El que me divertía mucho, era el turco. Golpeaba el llamador de nuestra casa y ofrecía: “¡Jabún, jabuneta, beine, beineta, jabún, jabuneta, agua de olor vende marchante! ¡Compra sañura al pobre turco!”.

Y a la hora de la siesta, entre las 15 y las 17, el barquillero haciendo sonar un triángulo con un sonido nítido y acompasado, colgado de su hombro derecho un tambor largo rojo, la tapa -como una ruleta- con números, se giraba. Cuando paraba marcaba cuántos barquillos habíamos sacado. Si era uno solo podíamos volver a girar y ahí, en la segunda, seguro sacábamos dos barquillos.

El vendedor de pirulines de colores se anunciaba con un silbato muy agudo. Costaban 0.50 centavos.

Los sábados y domingos era una fiesta para las adolescentes, señoras jóvenes, solteras, casadas, viudas. Para todas era una alegría y una esperanza nueva sentir a “El organillero”. Su música eran todos valses vieneses, según decía mamá. Ahí salían todas las vecinas con la esperanza que la cotorrita de la suerte les sacara un papelito, amarillo, rosa o celeste, anticipándoles que un gran amor o una fortuna golpearía sus puertas.
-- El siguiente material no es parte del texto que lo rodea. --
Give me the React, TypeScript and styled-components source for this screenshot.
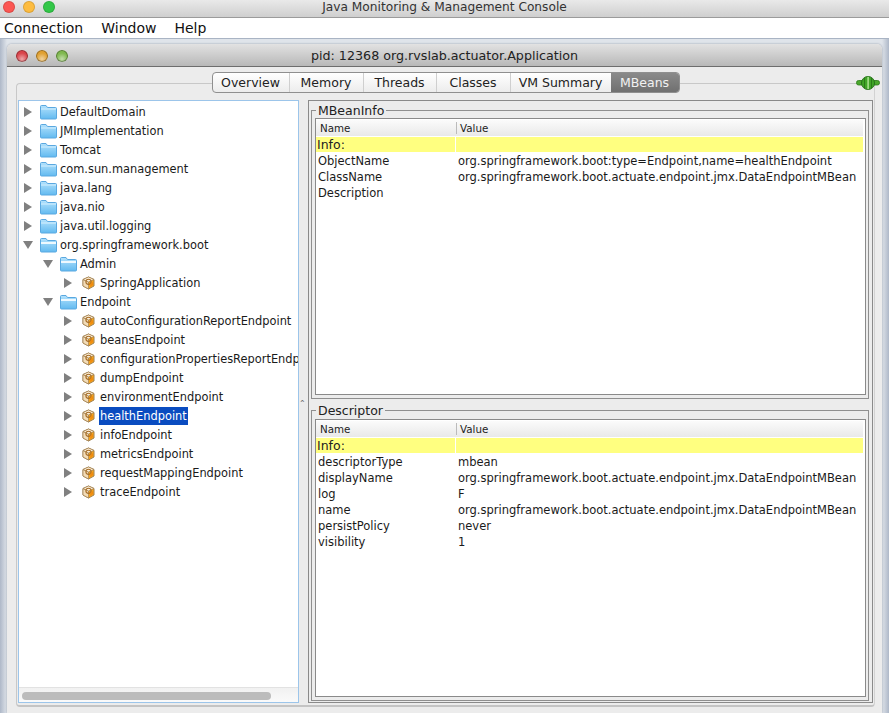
import React from "react";
import styled, { createGlobalStyle } from "styled-components";

const Global = createGlobalStyle`
  html, body { margin: 0; padding: 0; background: #c4ccd8; }
  * { box-sizing: border-box; }
`;
const FONT = `"DejaVu Sans", "Liberation Sans", sans-serif`;

const Page = styled.div`
  width: 889px; height: 713px; overflow: hidden; display: flex; flex-direction: column;
  font-family: ${FONT}; color: #111;
`;
const TitleBar = styled.div`
  position: relative; height: 18px; flex: none; display: flex; align-items: center; justify-content: center;
  background: linear-gradient(#e9e9e9, #cfcfcf); border-bottom: 1px solid #9b9b9b;
  font-size: 12.2px; color: #333; padding-bottom: 3px;
`;
const Lights = styled.div<{ $left: number; $gap: number; $top: number }>`
  position: absolute; left: ${p => p.$left}px; top: ${p => p.$top}px; display: flex; gap: ${p => p.$gap}px;
`;
const Light = styled.span<{ $c: string; $glossy?: boolean }>`
  width: 12px; height: 12px; border-radius: 50%;
  background: ${p => p.$glossy ? `radial-gradient(circle at 50% 75%, #fff8 0, transparent 55%), ${p.$c}` : p.$c};
  box-shadow: ${p => p.$glossy ? "inset 0 0 0 1px #0005" : "inset 0 0 0 1px #0002"};
`;
const MenuBar = styled.div`
  height: 21px; flex: none; background: #fff; display: flex; gap: 18px; padding-left: 4px; align-items: center;
  font-size: 14px; border-bottom: 1px solid #a9b4c4;
`;
const MenuItem = styled.span``;
const Desktop = styled.div`
  flex: 1; min-height: 0; padding: 5px 7px 0 7px; display: flex;
  background: linear-gradient(90deg, #aeb8c8 0, #dfe4ea 7px, #dfe4ea 882px, #aeb8c8 889px);
`;
const InnerWindow = styled.div`
  flex: 1; min-width: 0; display: flex; flex-direction: column; background: #ececec;
  border-radius: 5px 5px 0 0; box-shadow: 0 0 2px #8a93a3;
`;
const InnerTitle = styled.div`
  position: relative; height: 23px; flex: none; display: flex; align-items: center; justify-content: center;
  background: linear-gradient(#e2e2e2, #b8b8b8); border-bottom: 1px solid #6d6d6d; border-radius: 5px 5px 0 0;
  font-size: 12.7px; color: #222;
`;
const Body = styled.div`
  flex: 1; min-height: 0; display: flex; flex-direction: column; padding: 5px 7px 6px 9px; position: relative;
`;
const TabRow = styled.div`
  height: 21px; flex: none; display: flex; justify-content: center; position: relative; z-index: 2;
  margin-right: 2px;
`;
const Tabs = styled.div`
  display: flex; height: 21px; border: 1px solid #8f8f8f; border-radius: 4px; overflow: hidden;
  background: linear-gradient(#fff, #ececec); transform: translateX(1px);
`;
const Tab = styled.div<{ $active?: boolean; $first?: boolean; $w: number }>`
  display: flex; align-items: center; justify-content: center; width: ${p => p.$w}px; font-size: 12.5px;
  color: ${p => p.$active ? "#f2f2f2" : "#222"};
  background: ${p => p.$active ? "linear-gradient(#8a8a8a, #707070)" : "transparent"};
  border-left: ${p => p.$first || p.$active ? "0" : "1px solid #cfcfcf"};
`;
const Plug = styled.svg`
  position: absolute; right: -7px; top: 4px;
`;
const TabPane = styled.div`
  flex: 1; min-height: 0; margin-top: -10px; border: 1px solid #c8c8c8; border-right-color: #d2d2d2; border-bottom: 2px solid #c4c4c4;
  border-radius: 4px; padding: 16px 1px 2px 1px; display: flex; gap: 9px;
`;
const TreePanel = styled.div`
  width: 281px; flex: none; background: #fff; border: 1px solid #9cc5ea; display: flex; flex-direction: column; position: relative;
`;
const TreeScroll = styled.div`
  flex: 1; min-height: 0; overflow: hidden; padding-top: 1px; padding-left: 4px;
`;
const Row = styled.div<{ $level: number }>`
  height: 19px; display: flex; align-items: center; white-space: nowrap; font-size: 11.4px;
  padding-left: ${p => p.$level * 20}px;
`;
const Arrow = styled.svg`
  width: 10px; height: 10px; flex: none; margin-right: 7px;
`;
const NodeIcon = styled.svg`
  width: 17px; height: 16px; flex: none; margin-right: 2px;
`;
const Label = styled.span<{ $sel?: boolean }>`
  padding: 0 1px; height: 18px; line-height: 18px;
  background: ${p => p.$sel ? "#0a4cc0" : "transparent"};
  color: ${p => p.$sel ? "#fff" : "#1a1a1a"};
`;
const HScroll = styled.div`
  height: 15px; flex: none; background: linear-gradient(#f1f1f1, #fafafa); border-top: 1px solid #e2e2e2; padding: 4px 3px 2px 3px;
`;
const Thumb = styled.div`
  width: 249px; height: 8px; border-radius: 4px; background: #bcbcbc;
`;
const RightPanel = styled.div`
  flex: 1; min-width: 0; border: 1px solid #8a8a8a; padding: 3px 3px 3px 2px; display: flex; flex-direction: column; gap: 5px; position: relative;
`;
const Split = styled.span`
  position: absolute; left: -10px; top: 300px; font-size: 8px; color: #666; line-height: 6px;
`;
const Group = styled.fieldset<{ $h: number; $pt: number }>`
  margin: 0; height: ${p => p.$h}px; flex: none; min-width: 0; border: 1px solid #8f8f8f; padding: ${p => p.$pt}px 2px 2px 3px;
`;
const Legend = styled.legend`
  padding: 0 2px; margin-left: 1px; font-size: 12.5px; line-height: 13px; color: #222;
`;
const Table = styled.div<{ $h: number }>`
  height: ${p => p.$h}px; background: #fff; border: 1px solid #8a8a8a; padding-top: 1px; font-size: 11.5px;
  display: flex; flex-direction: column;
`;
const Head = styled.div`
  display: grid; grid-template-columns: 140px 1fr; height: 16px; flex: none; align-items: center;
  background: linear-gradient(#fbfbfb, #e9e9e9); font-size: 10.3px; color: #222; margin-right: 2px;
`;
const HeadCell = styled.div<{ $div?: boolean }>`
  padding-left: ${p => p.$div ? 3 : 4}px; border-left: ${p => p.$div ? "1px solid #bbb" : "0"};
`;
const InfoRow = styled.div`
  display: grid; grid-template-columns: 139px 1fr; gap: 1px; height: 15px; flex: none; align-items: center;
  background: #fff; margin: 1px 2px 1px 0; font-size: 12.5px;
`;
const InfoCell = styled.div`
  height: 15px; line-height: 15px; background: #ffff80; padding-left: 1px; color: #222;
`;
const DataRow = styled.div`
  display: grid; grid-template-columns: 140px 1fr; height: 16px; flex: none; align-items: center; white-space: nowrap;
  color: #1a1a1a;
`;
const Cell = styled.div`
  padding-left: 2px;
`;

const TriRight = () => (
  <Arrow viewBox="0 0 10 10"><path d="M1 0 L9 5 L1 10 Z" fill="#808080" /></Arrow>
);
const TriDown = () => (
  <Arrow viewBox="0 0 10 10"><path d="M0 1 L10 1 L5 9 Z" fill="#808080" /></Arrow>
);
const Folder = ({ open }: { open?: boolean }) => (
  <NodeIcon viewBox="0 0 17 16">
    <defs>
      <linearGradient id="fold" x1="0" y1="0" x2="0" y2="1">
        <stop offset="0" stopColor="#b4e2fc" />
        <stop offset="1" stopColor="#62baf0" />
      </linearGradient>
    </defs>
    <path d="M0.5 2.5 Q0.5 1.5 1.5 1.5 H6 L7.5 3.5 H15.5 Q16.5 3.5 16.5 4.5 V14 Q16.5 15 15.5 15 H1.5 Q0.5 15 0.5 14 Z" fill="url(#fold)" stroke="#5aa8e0" strokeWidth="1" />
    {open ? <path d="M1 6 H16" stroke="#eef9ff" strokeWidth="2" /> : <path d="M1 5 H16" stroke="#d4effe" strokeWidth="1" />}
  </NodeIcon>
);
const Bean = () => (
  <NodeIcon viewBox="0 0 17 16">
    <path d="M8.5 2 L14 4.5 V11 L8.5 14 L3 11 V4.5 Z" fill="#f9a51a" stroke="#a08050" strokeWidth="1" />
    <path d="M3 4.5 L8.5 7 V14 L3 11 Z" fill="#f2dcb8" stroke="#a08050" strokeWidth="0.7" />
    <path d="M3 4.5 L8.5 2 L14 4.5 L8.5 7 Z" fill="#fbeed8" stroke="#a08050" strokeWidth="0.7" />
    <circle cx="8.5" cy="6.8" r="2.6" fill="none" stroke="#a86e28" strokeWidth="1.1" />
    <path d="M10.5 8.5 L13 7 V10 L10 12 Z" fill="#f08c10" />
  </NodeIcon>
);

type Node = { label: string; level: number; kind: "folder" | "open" | "bean"; sel?: boolean };
const tree: Node[] = [
  { label: "DefaultDomain", level: 0, kind: "folder" },
  { label: "JMImplementation", level: 0, kind: "folder" },
  { label: "Tomcat", level: 0, kind: "folder" },
  { label: "com.sun.management", level: 0, kind: "folder" },
  { label: "java.lang", level: 0, kind: "folder" },
  { label: "java.nio", level: 0, kind: "folder" },
  { label: "java.util.logging", level: 0, kind: "folder" },
  { label: "org.springframework.boot", level: 0, kind: "open" },
  { label: "Admin", level: 1, kind: "open" },
  { label: "SpringApplication", level: 2, kind: "bean" },
  { label: "Endpoint", level: 1, kind: "open" },
  { label: "autoConfigurationReportEndpoint", level: 2, kind: "bean" },
  { label: "beansEndpoint", level: 2, kind: "bean" },
  { label: "configurationPropertiesReportEndp", level: 2, kind: "bean" },
  { label: "dumpEndpoint", level: 2, kind: "bean" },
  { label: "environmentEndpoint", level: 2, kind: "bean" },
  { label: "healthEndpoint", level: 2, kind: "bean", sel: true },
  { label: "infoEndpoint", level: 2, kind: "bean" },
  { label: "metricsEndpoint", level: 2, kind: "bean" },
  { label: "requestMappingEndpoint", level: 2, kind: "bean" },
  { label: "traceEndpoint", level: 2, kind: "bean" },
];
const tabs = [
  { t: "Overview", w: 76 }, { t: "Memory", w: 74 }, { t: "Threads", w: 73 },
  { t: "Classes", w: 74 }, { t: "VM Summary", w: 101 }, { t: "MBeans", w: 68, active: true },
];
const CLS = "org.springframework.boot.actuate.endpoint.jmx.DataEndpointMBean";
const info = [
  ["ObjectName", "org.springframework.boot:type=Endpoint,name=healthEndpoint"],
  ["ClassName", CLS],
  ["Description", ""],
];
const desc = [
  ["descriptorType", "mbean"],
  ["displayName", CLS],
  ["log", "F"],
  ["name", CLS],
  ["persistPolicy", "never"],
  ["visibility", "1"],
];

const InfoTable = ({ rows, h }: { rows: string[][]; h: number }) => (
  <Table $h={h}>
    <Head><HeadCell>Name</HeadCell><HeadCell $div>Value</HeadCell></Head>
    <InfoRow><InfoCell>Info:</InfoCell><InfoCell /></InfoRow>
    {rows.map(r => (
      <DataRow key={r[0]}><Cell>{r[0]}</Cell><Cell>{r[1]}</Cell></DataRow>
    ))}
  </Table>
);

export default function App() {
  return (
    <Page>
      <Global />
      <TitleBar>
        <Lights $left={3} $gap={8} $top={1}>
          <Light $c="#fc5753" /><Light $c="#fdbc40" /><Light $c="#33c748" />
        </Lights>
        Java Monitoring &amp; Management Console
      </TitleBar>
      <MenuBar>
        <MenuItem>Connection</MenuItem><MenuItem>Window</MenuItem><MenuItem>Help</MenuItem>
      </MenuBar>
      <Desktop>
        <InnerWindow>
          <InnerTitle>
            <Lights $left={9} $gap={8} $top={6}>
              <Light $c="#d9444a" $glossy /><Light $c="#e0a030" $glossy /><Light $c="#7fb84e" $glossy />
            </Lights>
            pid: 12368 org.rvslab.actuator.Application
          </InnerTitle>
          <Body>
            <TabRow>
              <Tabs>
                {tabs.map((t, i) => (
                  <Tab key={t.t} $w={t.w} $first={i === 0} $active={t.active}>{t.t}</Tab>
                ))}
              </Tabs>
              <Plug width="24" height="14" viewBox="0 0 24 14">
                <rect x="0.5" y="4.5" width="23" height="4.5" rx="2" fill="#4aa82c" stroke="#2a7a18" strokeWidth="0.8" />
                <ellipse cx="12" cy="7" rx="6.5" ry="6.5" fill="#3fa526" stroke="#25701a" />
                <rect x="11.4" y="0.8" width="1.4" height="12.4" fill="#b4e898" />
                <rect x="8" y="2" width="1" height="10" fill="#2a7a18" />
                <rect x="15" y="2" width="1" height="10" fill="#2a7a18" />
              </Plug>
            </TabRow>
            <TabPane>
              <TreePanel>
                <TreeScroll>
                  {tree.map(n => (
                    <Row key={n.label} $level={n.level}>
                      {n.kind === "open" ? <TriDown /> : <TriRight />}
                      {n.kind === "bean" ? <Bean /> : <Folder open={n.kind === "open"} />}
                      <Label $sel={n.sel}>{n.label}</Label>
                    </Row>
                  ))}
                </TreeScroll>
                <HScroll><Thumb /></HScroll>
              </TreePanel>
              <RightPanel>
                <Split>⌃</Split>
                <Group $h={295} $pt={1}>
                  <Legend>MBeanInfo</Legend>
                  <InfoTable rows={info} h={277} />
                </Group>
                <Group $h={297} $pt={2}>
                  <Legend>Descriptor</Legend>
                  <InfoTable rows={desc} h={278} />
                </Group>
              </RightPanel>
            </TabPane>
          </Body>
        </InnerWindow>
      </Desktop>
    </Page>
  );
}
Así era mi calle Balcarce, siempre se vivía con algarabía. La gente podía caminar por sus veredas sin ningún peligro. En cambio, la calle Defensa era muy transitada. Había más comercios, pasaba el tranvía “22” haciendo el trayecto hasta el balneario de Quilmes. En la calle San Juan al 300 estaba la fábrica de cigarrillos “Piccardo y Cía.”. Trabajaba mucha gente que viajaba en esa línea.

Defensa se consideraba la más importante después de Paseo Colón, por supuesto. Pero Balcarce era, para todos los vecinos, como una gran familia. La unión, el respeto, la solidaridad, eran una constante. Se vivía intensamente.

“Rosita” (*)

 

*Elina Leal, apodada “Rosita”, ya fallecida, vivía en Garay y Paseo Colón, en la barranca. Su madre era encargada de un conventillo ubicado en la esquina de Balcarce y Cochabamba, donde ahora pasa la autopista. Agradecemos a su hijo -Rubén Montero- por hacernos llegar su escrito, cuya primera parte compartimos con los vecinos, como testimonio histórico de la vida en el barrio a mediados del siglo XX.